Dennis McNamara, U.N. special coordinator on internal displacement, came to Angola as part of a report-back mission on the crisis in countries where IDPS don't have the benefit of international refugee status. "In this kind of situation civilians, usually women and children, are the ones used and abused," he says. "It's a case of poor people living on top of poor people." Part of McNamara's task is to persuade potential aid donors that in countries like Angola the local displacement problem is even worse than that of cross-border refugees. "It's a long-standing humanitarian crisis" he says, "and it puts the majority of the entire population at risk."

As many as 250,000 IDPS could live in the capital city, but only 17,300 are housed in camps run by the by the Angolan government, the U.N. and other humanitarian agencies. Most of these unfortunates live within residential communities. Aid workers report that there are thousands of families who have come into the city to escape the war now living in disused and condemned buildings. "We call them the povo cinzento--the grey people," said a U.N. aid official.

Outside Luanda and other cities, mainly in the east and central provinces, Angola is still paralyzed by the bush war waged for nearly 25 years by rebel leader Jonas Savimbi. His 10,000-strong UNITA army has a series of Ho Chi Minh trails that thread throughout the interior, leaving most of the population paralyzed like flies in a spider's web. Only 25% of the country is regarded as safely accessible. More than 70% of all humanitarian aid has to be transported by air. The government claims there are still 6 to 7 million mines and other unexploded ordnance scattered throughout the country. Children who are lucky enough to attend school in upcountry areas are taught mine awareness.

Most Angolans believe the only chance for peace is for both Savimbi and President Jose Eduardo Dos Santos to step down. "Dos Santos is out of touch with reality," says Father Joao Domingos, an outspoken Roman Catholic parish priest in Luanda. "Savimbi knows only how to make a war of vengeance. And neither cares how much the people suffer." The two are "at a level of irreversible incompatibility," says Abel Chivukuvuku, once Savimbi's bodyguard and intelligence chief and now head of a breakaway UNITA political faction in the Angolan parliament. "Something has to give."

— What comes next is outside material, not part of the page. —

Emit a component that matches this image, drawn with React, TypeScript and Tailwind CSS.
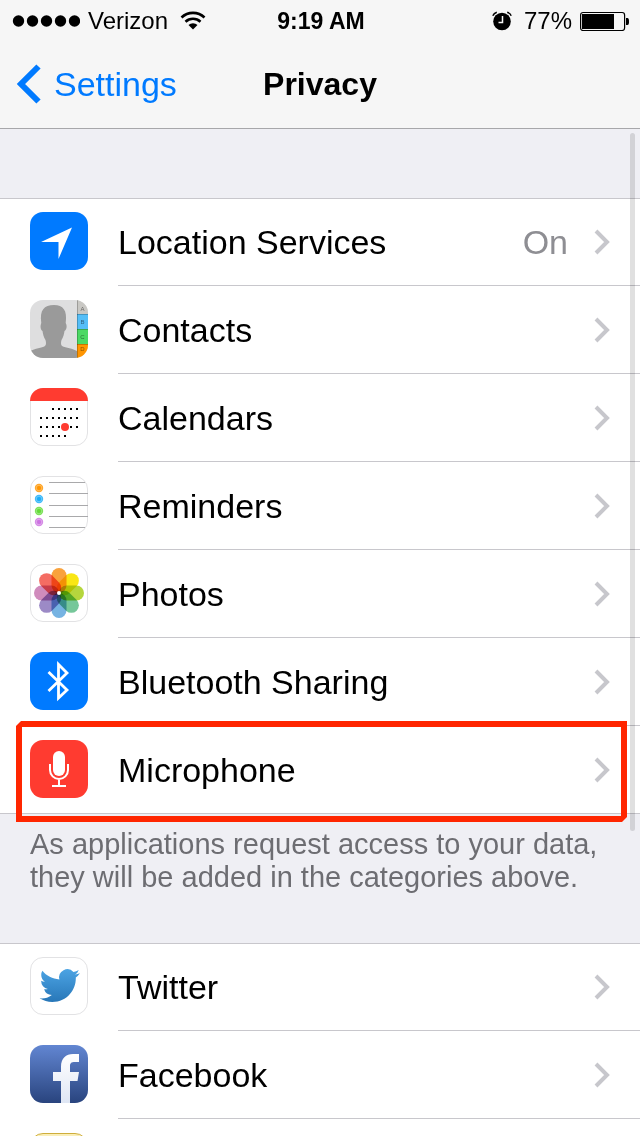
import React from "react";

const tile = "block size-[58px] shrink-0";

function Squircle({ fill, children }: { fill: string; children?: React.ReactNode }) {
  return (
    <svg viewBox="0 0 58 58" className={tile} aria-hidden="true">
      <rect width="58" height="58" rx="13" fill={fill} />
      {children}
    </svg>
  );
}

function Outlined({ children }: { children?: React.ReactNode }) {
  return (
    <svg viewBox="0 0 58 58" className={tile} aria-hidden="true">
      <rect x=".5" y=".5" width="57" height="57" rx="12.5" fill="#fff" stroke="#e2e2e4" />
      {children}
    </svg>
  );
}

const LocationIcon = () => (
  <Squircle fill="#007aff">
    <path d="M42 15.5 28.5 47V30H11Z" fill="#fff" />
  </Squircle>
);

const ContactsIcon = () => (
  <svg viewBox="0 0 58 58" className={tile} aria-hidden="true">
    <defs>
      <clipPath id="contacts-tile"><rect width="58" height="58" rx="13" /></clipPath>
    </defs>
    <g clipPath="url(#contacts-tile)">
      <rect width="58" height="58" fill="#dededf" />
      <path d="M0 58V51C5 48.500 12 48 15 46C16.500 44.500 16 42 15.500 40C13.500 37 13 34 12.500 31C10.500 30 10 26 11.300 23C9.500 10 14 5 24 5C33 5 37.500 10 35.700 23C37.500 26 36.500 30 34.500 31C34 34 33.500 37 31.500 40C31 42 30.500 44.500 32 46C36 48 43 48.500 47 51V58Z" fill="#9a9a9a" />
      <rect x="47" width="11" height="14" fill="#c9c8c4" />
      <rect x="47" y="14" width="11" height="15" fill="#55bef7" />
      <rect x="47" y="29" width="11" height="15" fill="#4cd964" />
      <rect x="47" y="44" width="11" height="14" fill="#ff9500" />
      <path d="M47 14.500H58M47 29.500H58M47 44.500H58M47.500 0V58" stroke="#000" strokeOpacity=".22" />
      <g fontFamily="Liberation Sans, sans-serif" fontSize="6" textAnchor="middle" fill="#000" fillOpacity=".5">
        <text x="52.500" y="11">A</text>
        <text x="52.500" y="24">B</text>
        <text x="52.500" y="39">C</text>
        <text x="52.500" y="51">D</text>
      </g>
    </g>
  </svg>
);

const calendarWeeks = [
  { y: 20, from: 2, to: 6 },
  { y: 29, from: 0, to: 6 },
  { y: 38, from: 0, to: 6 },
  { y: 47, from: 0, to: 4 },
];

const CalendarIcon = () => (
  <Outlined>
    <path d="M0 13A13 13 0 0 1 13 0H45A13 13 0 0 1 58 13Z" fill="#ff3b30" />
    {calendarWeeks.map((week) =>
      Array.from({ length: week.to - week.from + 1 }, (_, i) => (
        <rect key={`${week.y}-${i}`} x={10 + (week.from + i) * 6} y={week.y} width="2" height="2" fill="#000" />
      )),
    )}
    <circle cx="35" cy="39" r="4" fill="#ff3b30" />
  </Outlined>
);

const RemindersIcon = () => (
  <Outlined>
    {[
      [12, "#ff9500"],
      [23, "#1badf8"],
      [35, "#63da38"],
      [46, "#cc73e1"],
    ].map(([y, color]) => (
      <g key={y} fill={color as string}>
        <circle cx="9" cy={y} r="4.200" fillOpacity=".85" />
        <circle cx="9" cy={y} r="2.800" fill="none" stroke="#fff" strokeWidth=".6" strokeOpacity=".4" />
        <circle cx="9" cy={y} r="2" />
      </g>
    ))}
    <path d="M19 6.500H55M19 17.500H58M19 29.500H58M19 40.500H58M19 51.500H55" stroke="#a9a9ab" fill="none" />
  </Outlined>
);

const petals: [number, string][] = [
  [0, "#f9a23c"],
  [45, "#f9e615"],
  [90, "#b5d63d"],
  [135, "#76c79a"],
  [180, "#76b3e2"],
  [225, "#9c8ac6"],
  [270, "#d08bbc"],
  [315, "#f46c63"],
];

const PhotosIcon = () => (
  <Outlined>
    <g className="isolate">
      {petals.map(([angle, color]) => (
        <rect
          key={angle}
          x="21.500"
          y="4"
          width="15"
          height="25"
          rx="7.500"
          fill={color}
          transform={`rotate(${angle} 29 29)`}
          className="mix-blend-multiply"
        />
      ))}
    </g>
    <circle cx="29" cy="29" r="2" fill="#fff" />
  </Outlined>
);

const BluetoothIcon = () => (
  <Squircle fill="#007aff">
    <path d="M18.500 20 37 38 28.500 46V12.500L37 21 18.500 39" fill="none" stroke="#fff" strokeWidth="2.800" />
  </Squircle>
);

const MicrophoneIcon = () => (
  <Squircle fill="#ff3b30">
    <rect x="23" y="11" width="12" height="25" rx="6" fill="#fff" />
    <path d="M20 24V30A9 9 0 0 0 38 30V24M29 39V46M22 46H36" fill="none" stroke="#fff" strokeWidth="2" />
  </Squircle>
);

const TwitterIcon = () => (
  <Outlined>
    <defs>
      <linearGradient id="bird" x1="0" y1="0" x2="0" y2="1">
        <stop stopColor="#4ba3e3" />
        <stop offset="1" stopColor="#2877b8" />
      </linearGradient>
    </defs>
    <path
      transform="translate(9.600 8.500) scale(1.680)"
      fill="url(#bird)"
      d="M23.953 4.570a10 10 0 01-2.825.775 4.958 4.958 0 002.163-2.723c-.951.555-2.005.959-3.127 1.184a4.920 4.920 0 00-8.384 4.482C7.690 8.095 4.067 6.130 1.640 3.162a4.822 4.822 0 00-.666 2.475c0 1.710.870 3.213 2.188 4.096a4.904 4.904 0 01-2.228-.616v.060a4.923 4.923 0 003.946 4.827 4.996 4.996 0 01-2.212.085 4.936 4.936 0 004.604 3.417 9.867 9.867 0 01-6.102 2.105c-.390 0-.779-.023-1.170-.067a13.995 13.995 0 007.557 2.209c9.053 0 13.998-7.496 13.998-13.985 0-.210 0-.420-.015-.630A9.935 9.935 0 0024 4.590z"
    />
  </Outlined>
);

const FacebookIcon = () => (
  <svg viewBox="0 0 58 58" className={tile} aria-hidden="true">
    <defs>
      <linearGradient id="fb-tile" x1="0" y1="0" x2="0" y2="1">
        <stop stopColor="#6286d2" />
        <stop offset="1" stopColor="#29447e" />
      </linearGradient>
      <linearGradient id="fb-mark" x1="0" y1="0" x2="0" y2="1">
        <stop stopColor="#fff" />
        <stop offset="1" stopColor="#dfe6f4" />
      </linearGradient>
    </defs>
    <rect width="58" height="58" rx="13" fill="url(#fb-tile)" />
    <path d="M31 58V36H23V27H31V22C31 13 36 9 43 9H49V17H45C41 17 40 18.500 40 21V27H49L47.500 36H40V58Z" fill="url(#fb-mark)" />
  </svg>
);

const NotesIcon = () => (
  <svg viewBox="0 0 58 58" className={tile} aria-hidden="true">
    <rect x=".5" y=".5" width="57" height="57" rx="12.500" fill="#faeeb8" stroke="#cfae3c" />
  </svg>
);

const Chevron = () => (
  <svg viewBox="0 0 16 26" className="h-[26px] w-4 shrink-0" aria-hidden="true">
    <path d="M2 2 13 13 2 24" fill="none" stroke="#c7c7cc" strokeWidth="4" />
  </svg>
);

type RowProps = {
  icon: React.ReactNode;
  label: string;
  value?: string;
  first?: boolean;
  last?: boolean;
  marked?: boolean;
};

function Row({ icon, label, value, first, last, marked }: RowProps) {
  return (
    <li
      className={`relative bg-white ${first ? "border-t border-[#c8c7cc]" : ""} ${last ? "border-b border-[#c8c7cc]" : ""}`}
    >
      <a href="#" className={`flex pl-[30px] ${first || last ? "h-[87px]" : "h-[88px]"}`}>
        <span className={first ? "pt-[13px]" : "pt-3.5"}>{icon}</span>
        <span
          className={`ml-[30px] flex flex-1 items-center pr-[30px] ${last ? "" : "border-b border-[#c8c7cc]"}`}
        >
          <span className="flex-1">{label}</span>
          {value && <span className="mr-[26px] text-[#8e8e93]">{value}</span>}
          <Chevron />
        </span>
      </a>
      {marked && (
        <span className="pointer-events-none absolute -top-[5px] right-[13px] -bottom-[9px] left-4 border-[6px] border-[#ff2600] [clip-path:polygon(5px_0,100%_0,100%_calc(100%-5px),calc(100%-5px)_100%,0_100%,0_5px)]" />
      )}
    </li>
  );
}

function StatusBar() {
  return (
    <div className="grid h-10 grid-cols-[1fr_auto_1fr] items-center pt-0.5 pr-2.5 pl-3 text-[24px] leading-none">
      <div className="flex items-center">
        <svg viewBox="0 0 68 12" className="h-3 w-[68px]" aria-hidden="true">
          {[6, 20, 34, 48, 62].map((x) => (
            <circle key={x} cx={x + 0.5} cy="6" r="5.700" />
          ))}
        </svg>
        <span className="ml-2">Verizon</span>
        <svg viewBox="0 0 26 20" className="ml-3 h-5 w-[26px]" aria-hidden="true">
          <path d="M1.500 6.500A16.500 16.500 0 0 1 24.500 6.500M5.500 10.700A11 11 0 0 1 20.500 10.700" fill="none" stroke="#000" strokeWidth="2.600" />
          <path d="M8.500 14A6.500 6.500 0 0 1 17.500 14L13 18.500Z" />
        </svg>
      </div>
      <span className="text-[23px] font-bold">9:19 AM</span>
      <div className="flex items-center justify-end">
        <svg viewBox="0 0 20 20" className="size-5" aria-hidden="true">
          <circle cx="10" cy="10.500" r="8.800" />
          <path d="M.8 4.800A6 6 0 0 1 4.800 1.200M19.200 4.800A6 6 0 0 0 15.200 1.200" fill="none" stroke="#000" strokeWidth="1.500" />
          <path d="M10.500 5V11.500H6.500" fill="none" stroke="#f6f6f6" strokeWidth="1.500" />
        </svg>
        <span className="ml-3">77%</span>
        <svg viewBox="0 0 50 20" className="ml-2 h-5 w-[50px]" aria-hidden="true">
          <rect x=".6" y="1.500" width="44" height="18" rx="2.500" fill="none" stroke="#000" strokeWidth="1.200" />
          <rect x="2" y="3" width="32" height="15" />
          <path d="M46 7H47.500Q49 7 49 10.500T47.500 14H46Z" />
        </svg>
      </div>
    </div>
  );
}

export default function App() {
  return (
    <div className="relative flex h-dvh flex-col bg-[#efeff4] font-['Liberation_Sans',Arial,sans-serif] text-[34px] leading-10 text-black">
      <header className="shrink-0 border-b border-[#a7a7aa] bg-[#f6f6f6]">
        <StatusBar />
        <nav className="grid h-[88px] grid-cols-[1fr_auto_1fr] items-center px-4">
          <a href="#" className="flex items-center text-[#007aff]">
            <svg viewBox="0 0 26 40" className="h-10 w-[26px]" aria-hidden="true">
              <path d="M22.500 2.500 5 20 22.500 37.500" fill="none" stroke="currentColor" strokeWidth="6" />
            </svg>
            <span className="ml-3">Settings</span>
          </a>
          <h1 className="text-[32px] font-bold">Privacy</h1>
        </nav>
      </header>

      <main className="flex-1 overflow-y-auto pt-[69px] [scrollbar-width:none]">
        <ul>
          <Row icon={<LocationIcon />} label="Location Services" value="On" first />
          <Row icon={<ContactsIcon />} label="Contacts" />
          <Row icon={<CalendarIcon />} label="Calendars" />
          <Row icon={<RemindersIcon />} label="Reminders" />
          <Row icon={<PhotosIcon />} label="Photos" />
          <Row icon={<BluetoothIcon />} label="Bluetooth Sharing" />
          <Row icon={<MicrophoneIcon />} label="Microphone" last marked />
        </ul>
        <p className="px-[30px] pt-3.5 pb-[49px] text-[29px] leading-[33px] text-[#6d6d72]">
          As applications request access to your data, they will be added in the categories above.
        </p>
        <ul>
          <Row icon={<TwitterIcon />} label="Twitter" first />
          <Row icon={<FacebookIcon />} label="Facebook" />
          <Row icon={<NotesIcon />} label="" last />
        </ul>
      </main>

      <div className="pointer-events-none absolute top-[133px] right-[5px] h-[698px] w-[5px] rounded-full bg-black/12" />
    </div>
  );
}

As long as the Angola regime continues to receive huge revenues from its offshore Atlantic oil fields--around 850,000 barrels a day and rising--there is little incentive for the government to make any concessions toward peace with Savimbi. Dos Santos, however, dipped into oil royalties last year for $20 million to add to a $70 million national emergency program. It includes plans to improve agricultural production, health and nutrition, as well as for de-mining operations and idp resettlement. The deal contains some bold promises, but they can't hide the reality that Angola is a country of two worlds. One is the exclusive, coastal Malibu-style state complex at Futungu, south of Luanda, where Dos Santos and his ministers live. The other is Boa Vista.